[Given request]
With pictures left out, retype the lines from the start of the records through the one that contains "const plain: string[] = [];".

[Supplied information]

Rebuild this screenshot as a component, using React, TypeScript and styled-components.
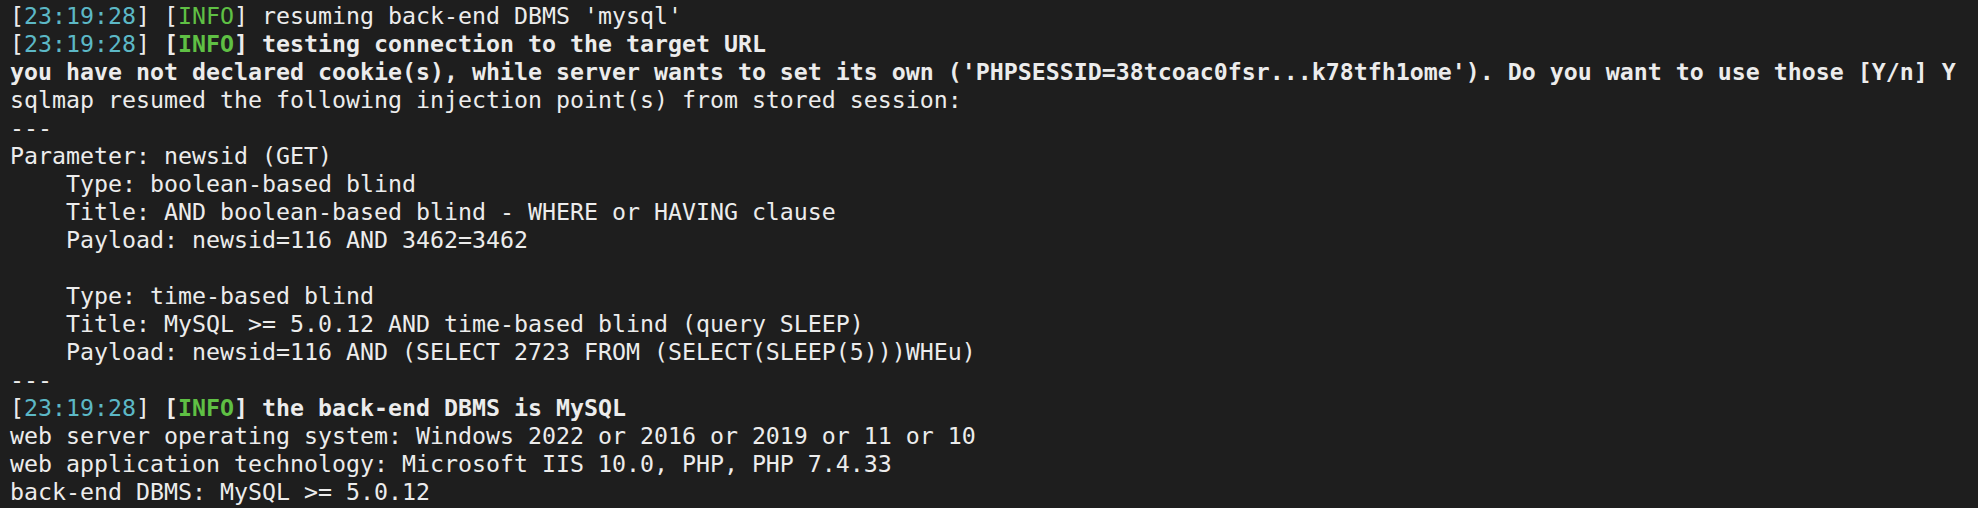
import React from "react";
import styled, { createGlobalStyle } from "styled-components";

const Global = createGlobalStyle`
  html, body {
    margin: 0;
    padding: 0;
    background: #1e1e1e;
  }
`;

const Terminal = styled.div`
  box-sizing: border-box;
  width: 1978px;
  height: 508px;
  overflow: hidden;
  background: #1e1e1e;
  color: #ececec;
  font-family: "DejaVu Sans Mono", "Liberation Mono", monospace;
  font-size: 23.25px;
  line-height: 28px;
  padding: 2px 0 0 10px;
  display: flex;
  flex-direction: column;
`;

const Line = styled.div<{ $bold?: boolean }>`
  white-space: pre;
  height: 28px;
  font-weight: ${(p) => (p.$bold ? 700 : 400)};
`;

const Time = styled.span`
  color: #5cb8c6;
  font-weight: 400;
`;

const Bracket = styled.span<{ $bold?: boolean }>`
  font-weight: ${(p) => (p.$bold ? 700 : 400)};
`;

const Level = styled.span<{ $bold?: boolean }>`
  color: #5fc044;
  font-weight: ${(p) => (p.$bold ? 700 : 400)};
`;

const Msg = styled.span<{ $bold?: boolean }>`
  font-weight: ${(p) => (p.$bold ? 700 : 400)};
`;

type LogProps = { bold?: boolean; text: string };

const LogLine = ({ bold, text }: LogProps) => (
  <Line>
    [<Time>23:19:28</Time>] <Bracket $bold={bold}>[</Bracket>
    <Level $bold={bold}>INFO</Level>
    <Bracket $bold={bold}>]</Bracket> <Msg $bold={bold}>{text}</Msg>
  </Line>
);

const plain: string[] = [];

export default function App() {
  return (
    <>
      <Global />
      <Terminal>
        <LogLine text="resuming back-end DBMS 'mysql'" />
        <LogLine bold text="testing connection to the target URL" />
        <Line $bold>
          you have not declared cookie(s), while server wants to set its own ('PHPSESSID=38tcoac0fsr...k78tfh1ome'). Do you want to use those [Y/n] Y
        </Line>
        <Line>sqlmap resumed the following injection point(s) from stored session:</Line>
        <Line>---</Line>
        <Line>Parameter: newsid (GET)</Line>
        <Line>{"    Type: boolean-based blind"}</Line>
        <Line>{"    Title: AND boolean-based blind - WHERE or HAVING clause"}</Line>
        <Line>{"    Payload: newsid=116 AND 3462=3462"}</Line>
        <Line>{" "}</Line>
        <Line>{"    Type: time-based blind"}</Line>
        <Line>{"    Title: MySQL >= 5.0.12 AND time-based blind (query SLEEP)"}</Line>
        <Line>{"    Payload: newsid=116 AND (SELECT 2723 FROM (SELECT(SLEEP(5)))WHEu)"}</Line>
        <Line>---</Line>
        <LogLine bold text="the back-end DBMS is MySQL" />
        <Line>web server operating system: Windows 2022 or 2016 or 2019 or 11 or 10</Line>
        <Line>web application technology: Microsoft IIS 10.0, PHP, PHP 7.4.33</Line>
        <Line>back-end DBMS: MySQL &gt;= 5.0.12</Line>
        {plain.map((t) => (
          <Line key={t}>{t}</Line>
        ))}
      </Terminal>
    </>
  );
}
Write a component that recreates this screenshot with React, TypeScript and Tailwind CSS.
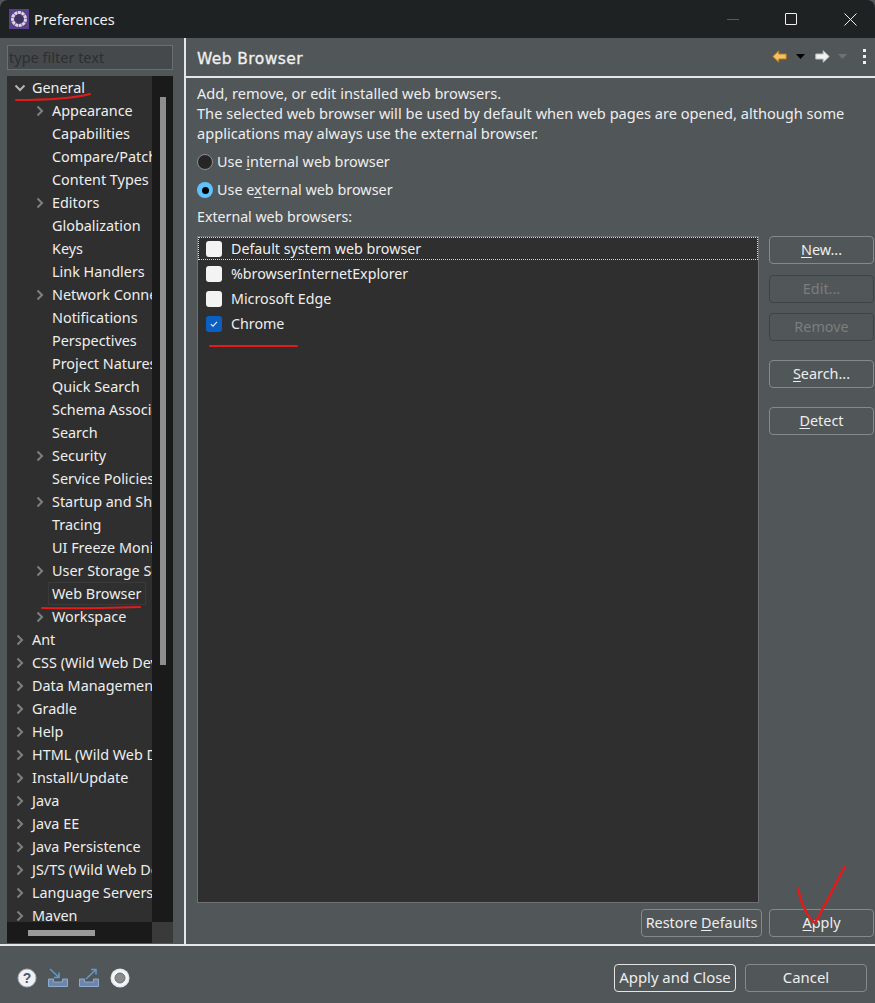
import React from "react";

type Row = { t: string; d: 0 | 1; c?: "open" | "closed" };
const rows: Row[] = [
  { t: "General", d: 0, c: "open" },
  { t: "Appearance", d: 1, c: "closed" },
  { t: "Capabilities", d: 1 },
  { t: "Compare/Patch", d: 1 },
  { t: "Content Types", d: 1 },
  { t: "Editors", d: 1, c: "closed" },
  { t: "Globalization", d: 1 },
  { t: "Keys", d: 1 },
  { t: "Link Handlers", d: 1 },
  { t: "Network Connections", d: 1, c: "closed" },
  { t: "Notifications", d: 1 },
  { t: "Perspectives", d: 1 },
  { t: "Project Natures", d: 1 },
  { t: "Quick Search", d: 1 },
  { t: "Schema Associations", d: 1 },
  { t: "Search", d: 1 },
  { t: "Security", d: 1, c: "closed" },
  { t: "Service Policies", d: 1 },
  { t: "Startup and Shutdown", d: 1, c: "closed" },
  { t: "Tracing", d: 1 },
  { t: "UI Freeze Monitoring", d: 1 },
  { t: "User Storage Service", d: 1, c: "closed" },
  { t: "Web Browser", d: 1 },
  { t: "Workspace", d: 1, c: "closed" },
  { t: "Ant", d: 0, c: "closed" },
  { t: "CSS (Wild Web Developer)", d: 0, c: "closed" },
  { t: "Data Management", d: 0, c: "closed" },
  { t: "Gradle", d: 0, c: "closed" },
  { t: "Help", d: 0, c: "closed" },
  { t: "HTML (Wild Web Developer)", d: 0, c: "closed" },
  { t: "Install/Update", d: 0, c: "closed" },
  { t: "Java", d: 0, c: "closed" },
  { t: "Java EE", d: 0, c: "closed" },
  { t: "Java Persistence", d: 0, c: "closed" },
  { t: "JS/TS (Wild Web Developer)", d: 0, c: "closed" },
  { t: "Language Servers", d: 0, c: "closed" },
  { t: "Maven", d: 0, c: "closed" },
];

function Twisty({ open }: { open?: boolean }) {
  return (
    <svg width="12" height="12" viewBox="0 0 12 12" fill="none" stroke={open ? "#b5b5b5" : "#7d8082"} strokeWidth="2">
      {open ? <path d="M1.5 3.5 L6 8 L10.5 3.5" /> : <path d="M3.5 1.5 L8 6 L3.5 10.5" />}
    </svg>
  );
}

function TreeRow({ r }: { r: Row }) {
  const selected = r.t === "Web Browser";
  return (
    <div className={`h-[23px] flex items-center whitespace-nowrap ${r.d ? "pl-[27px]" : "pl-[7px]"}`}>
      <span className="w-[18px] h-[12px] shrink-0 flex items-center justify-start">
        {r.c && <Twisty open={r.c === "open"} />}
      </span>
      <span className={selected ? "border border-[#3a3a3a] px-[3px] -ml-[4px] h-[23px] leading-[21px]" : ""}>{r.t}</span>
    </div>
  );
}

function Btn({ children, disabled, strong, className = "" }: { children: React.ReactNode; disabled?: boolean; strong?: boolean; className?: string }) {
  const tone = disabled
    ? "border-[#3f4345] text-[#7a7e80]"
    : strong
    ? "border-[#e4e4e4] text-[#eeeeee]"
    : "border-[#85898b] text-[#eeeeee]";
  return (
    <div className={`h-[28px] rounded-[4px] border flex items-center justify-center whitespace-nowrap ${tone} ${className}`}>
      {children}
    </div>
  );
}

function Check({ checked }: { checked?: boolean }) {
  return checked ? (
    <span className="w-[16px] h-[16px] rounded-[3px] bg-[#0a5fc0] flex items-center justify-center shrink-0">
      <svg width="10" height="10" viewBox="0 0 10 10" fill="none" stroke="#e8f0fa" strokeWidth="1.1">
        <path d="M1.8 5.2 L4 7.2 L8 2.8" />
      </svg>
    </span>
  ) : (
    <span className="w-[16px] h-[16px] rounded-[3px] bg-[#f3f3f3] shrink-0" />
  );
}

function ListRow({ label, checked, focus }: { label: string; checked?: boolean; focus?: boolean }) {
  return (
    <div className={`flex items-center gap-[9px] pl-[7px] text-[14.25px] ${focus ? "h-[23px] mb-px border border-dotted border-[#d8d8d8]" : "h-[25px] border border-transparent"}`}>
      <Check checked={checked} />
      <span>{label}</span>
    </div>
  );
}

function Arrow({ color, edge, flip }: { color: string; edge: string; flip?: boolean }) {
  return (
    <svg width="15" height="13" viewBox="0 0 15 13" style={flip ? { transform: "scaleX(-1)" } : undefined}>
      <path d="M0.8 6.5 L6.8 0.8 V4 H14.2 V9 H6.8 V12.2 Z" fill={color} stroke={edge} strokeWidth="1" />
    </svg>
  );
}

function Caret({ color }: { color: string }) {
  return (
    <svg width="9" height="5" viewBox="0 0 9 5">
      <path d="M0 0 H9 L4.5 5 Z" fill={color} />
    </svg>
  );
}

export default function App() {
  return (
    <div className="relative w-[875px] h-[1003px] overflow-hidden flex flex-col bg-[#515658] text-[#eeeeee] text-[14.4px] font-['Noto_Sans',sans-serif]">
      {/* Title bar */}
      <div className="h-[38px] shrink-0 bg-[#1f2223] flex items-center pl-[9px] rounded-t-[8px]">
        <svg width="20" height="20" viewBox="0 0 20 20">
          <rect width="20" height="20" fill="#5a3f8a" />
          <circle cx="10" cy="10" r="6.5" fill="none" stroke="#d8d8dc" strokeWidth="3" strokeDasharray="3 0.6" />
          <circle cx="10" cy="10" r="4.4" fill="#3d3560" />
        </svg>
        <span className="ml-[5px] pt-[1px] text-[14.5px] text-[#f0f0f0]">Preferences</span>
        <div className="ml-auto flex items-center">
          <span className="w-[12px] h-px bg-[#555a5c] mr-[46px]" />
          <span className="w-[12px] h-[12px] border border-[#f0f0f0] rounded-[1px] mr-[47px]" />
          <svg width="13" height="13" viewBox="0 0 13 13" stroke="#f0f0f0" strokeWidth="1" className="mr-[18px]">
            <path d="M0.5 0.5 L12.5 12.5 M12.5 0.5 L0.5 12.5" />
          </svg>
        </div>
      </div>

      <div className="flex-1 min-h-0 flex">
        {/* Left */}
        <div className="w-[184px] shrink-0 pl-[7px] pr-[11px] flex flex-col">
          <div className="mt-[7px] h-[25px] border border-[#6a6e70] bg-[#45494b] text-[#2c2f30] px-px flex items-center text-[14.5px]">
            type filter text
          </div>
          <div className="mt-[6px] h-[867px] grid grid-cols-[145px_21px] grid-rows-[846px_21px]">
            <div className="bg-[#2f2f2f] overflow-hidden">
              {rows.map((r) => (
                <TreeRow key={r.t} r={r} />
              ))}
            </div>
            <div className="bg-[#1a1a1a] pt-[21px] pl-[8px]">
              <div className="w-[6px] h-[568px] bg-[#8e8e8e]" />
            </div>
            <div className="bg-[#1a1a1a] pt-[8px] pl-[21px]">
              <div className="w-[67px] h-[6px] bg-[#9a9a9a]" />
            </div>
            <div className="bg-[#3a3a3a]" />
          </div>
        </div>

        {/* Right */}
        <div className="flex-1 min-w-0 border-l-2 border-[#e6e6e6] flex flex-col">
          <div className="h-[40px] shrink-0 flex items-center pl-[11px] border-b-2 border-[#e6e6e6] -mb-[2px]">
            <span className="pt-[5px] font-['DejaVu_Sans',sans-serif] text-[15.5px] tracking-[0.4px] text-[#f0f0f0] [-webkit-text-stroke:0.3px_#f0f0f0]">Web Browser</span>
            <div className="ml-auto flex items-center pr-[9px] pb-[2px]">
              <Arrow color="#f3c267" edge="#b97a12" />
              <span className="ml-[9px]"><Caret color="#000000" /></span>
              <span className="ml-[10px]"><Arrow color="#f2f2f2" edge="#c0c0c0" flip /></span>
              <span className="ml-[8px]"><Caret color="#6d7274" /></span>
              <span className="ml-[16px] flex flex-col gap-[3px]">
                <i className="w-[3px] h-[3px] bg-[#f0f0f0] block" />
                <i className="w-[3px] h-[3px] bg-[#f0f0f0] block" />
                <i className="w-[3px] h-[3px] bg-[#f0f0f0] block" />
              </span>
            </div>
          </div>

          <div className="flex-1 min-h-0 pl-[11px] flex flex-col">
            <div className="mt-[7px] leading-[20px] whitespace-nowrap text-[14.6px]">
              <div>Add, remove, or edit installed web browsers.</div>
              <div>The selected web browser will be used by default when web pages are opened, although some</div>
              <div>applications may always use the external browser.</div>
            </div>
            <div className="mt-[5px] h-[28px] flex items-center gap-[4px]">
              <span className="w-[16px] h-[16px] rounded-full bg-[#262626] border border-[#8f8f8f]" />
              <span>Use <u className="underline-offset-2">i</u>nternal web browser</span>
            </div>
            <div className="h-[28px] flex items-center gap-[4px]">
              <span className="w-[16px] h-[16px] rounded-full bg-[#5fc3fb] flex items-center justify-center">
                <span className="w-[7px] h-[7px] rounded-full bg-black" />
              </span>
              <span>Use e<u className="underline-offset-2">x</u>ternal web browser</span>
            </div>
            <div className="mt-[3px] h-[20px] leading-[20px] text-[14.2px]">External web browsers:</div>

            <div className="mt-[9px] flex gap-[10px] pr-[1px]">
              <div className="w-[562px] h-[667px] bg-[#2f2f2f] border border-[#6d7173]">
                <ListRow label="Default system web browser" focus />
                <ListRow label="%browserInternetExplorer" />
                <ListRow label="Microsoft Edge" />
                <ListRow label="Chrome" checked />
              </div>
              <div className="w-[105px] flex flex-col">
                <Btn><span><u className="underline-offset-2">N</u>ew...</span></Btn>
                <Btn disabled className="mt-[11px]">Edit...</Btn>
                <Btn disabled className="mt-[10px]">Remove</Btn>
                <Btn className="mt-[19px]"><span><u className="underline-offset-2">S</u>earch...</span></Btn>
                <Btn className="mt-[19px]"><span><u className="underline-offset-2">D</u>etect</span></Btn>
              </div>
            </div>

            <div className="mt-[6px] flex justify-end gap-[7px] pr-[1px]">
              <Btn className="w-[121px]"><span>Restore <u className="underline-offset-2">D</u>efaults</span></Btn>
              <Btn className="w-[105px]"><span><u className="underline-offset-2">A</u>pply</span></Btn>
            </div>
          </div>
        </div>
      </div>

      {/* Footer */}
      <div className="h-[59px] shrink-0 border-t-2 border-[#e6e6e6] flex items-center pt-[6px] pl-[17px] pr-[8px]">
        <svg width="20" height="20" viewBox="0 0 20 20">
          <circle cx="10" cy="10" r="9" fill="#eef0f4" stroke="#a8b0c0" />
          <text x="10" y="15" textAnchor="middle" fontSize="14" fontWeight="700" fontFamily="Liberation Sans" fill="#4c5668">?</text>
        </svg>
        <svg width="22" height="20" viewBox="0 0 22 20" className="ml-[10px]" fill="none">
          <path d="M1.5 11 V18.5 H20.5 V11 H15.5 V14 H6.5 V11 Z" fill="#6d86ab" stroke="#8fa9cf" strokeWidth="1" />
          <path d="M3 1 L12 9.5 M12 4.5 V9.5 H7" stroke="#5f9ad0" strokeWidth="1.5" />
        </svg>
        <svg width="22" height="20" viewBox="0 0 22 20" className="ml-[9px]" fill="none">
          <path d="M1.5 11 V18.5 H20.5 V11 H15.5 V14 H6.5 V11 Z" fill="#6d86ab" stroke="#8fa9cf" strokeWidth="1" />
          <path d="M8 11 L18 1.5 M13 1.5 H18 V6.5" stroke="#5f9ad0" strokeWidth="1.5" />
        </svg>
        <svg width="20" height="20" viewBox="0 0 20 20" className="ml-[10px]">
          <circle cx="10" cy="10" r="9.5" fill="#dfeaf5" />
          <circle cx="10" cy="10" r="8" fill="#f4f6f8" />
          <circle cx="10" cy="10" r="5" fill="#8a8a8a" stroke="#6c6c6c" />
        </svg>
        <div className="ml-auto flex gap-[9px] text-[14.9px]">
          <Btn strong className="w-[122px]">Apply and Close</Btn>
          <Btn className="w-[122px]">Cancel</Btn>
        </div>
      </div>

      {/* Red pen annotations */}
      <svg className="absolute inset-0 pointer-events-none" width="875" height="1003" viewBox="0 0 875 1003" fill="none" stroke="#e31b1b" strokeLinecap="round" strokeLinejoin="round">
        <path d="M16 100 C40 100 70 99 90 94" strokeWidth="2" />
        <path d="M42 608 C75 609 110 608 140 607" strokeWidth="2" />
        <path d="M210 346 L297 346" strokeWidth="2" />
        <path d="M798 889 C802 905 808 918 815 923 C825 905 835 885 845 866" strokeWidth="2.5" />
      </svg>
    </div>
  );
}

[Solution to this exercise]
Rebuild this screenshot as a component, using React, TypeScript and styled-components.
import React from "react";
import styled, { createGlobalStyle } from "styled-components";

const Global = createGlobalStyle`
  html, body {
    margin: 0;
    padding: 0;
    background: #1e1e1e;
  }
`;

const Terminal = styled.div`
  box-sizing: border-box;
  width: 1978px;
  height: 508px;
  overflow: hidden;
  background: #1e1e1e;
  color: #ececec;
  font-family: "DejaVu Sans Mono", "Liberation Mono", monospace;
  font-size: 23.25px;
  line-height: 28px;
  padding: 2px 0 0 10px;
  display: flex;
  flex-direction: column;
`;

const Line = styled.div<{ $bold?: boolean }>`
  white-space: pre;
  height: 28px;
  font-weight: ${(p) => (p.$bold ? 700 : 400)};
`;

const Time = styled.span`
  color: #5cb8c6;
  font-weight: 400;
`;

const Bracket = styled.span<{ $bold?: boolean }>`
  font-weight: ${(p) => (p.$bold ? 700 : 400)};
`;

const Level = styled.span<{ $bold?: boolean }>`
  color: #5fc044;
  font-weight: ${(p) => (p.$bold ? 700 : 400)};
`;

const Msg = styled.span<{ $bold?: boolean }>`
  font-weight: ${(p) => (p.$bold ? 700 : 400)};
`;

type LogProps = { bold?: boolean; text: string };

const LogLine = ({ bold, text }: LogProps) => (
  <Line>
    [<Time>23:19:28</Time>] <Bracket $bold={bold}>[</Bracket>
    <Level $bold={bold}>INFO</Level>
    <Bracket $bold={bold}>]</Bracket> <Msg $bold={bold}>{text}</Msg>
  </Line>
);

const plain: string[] = [];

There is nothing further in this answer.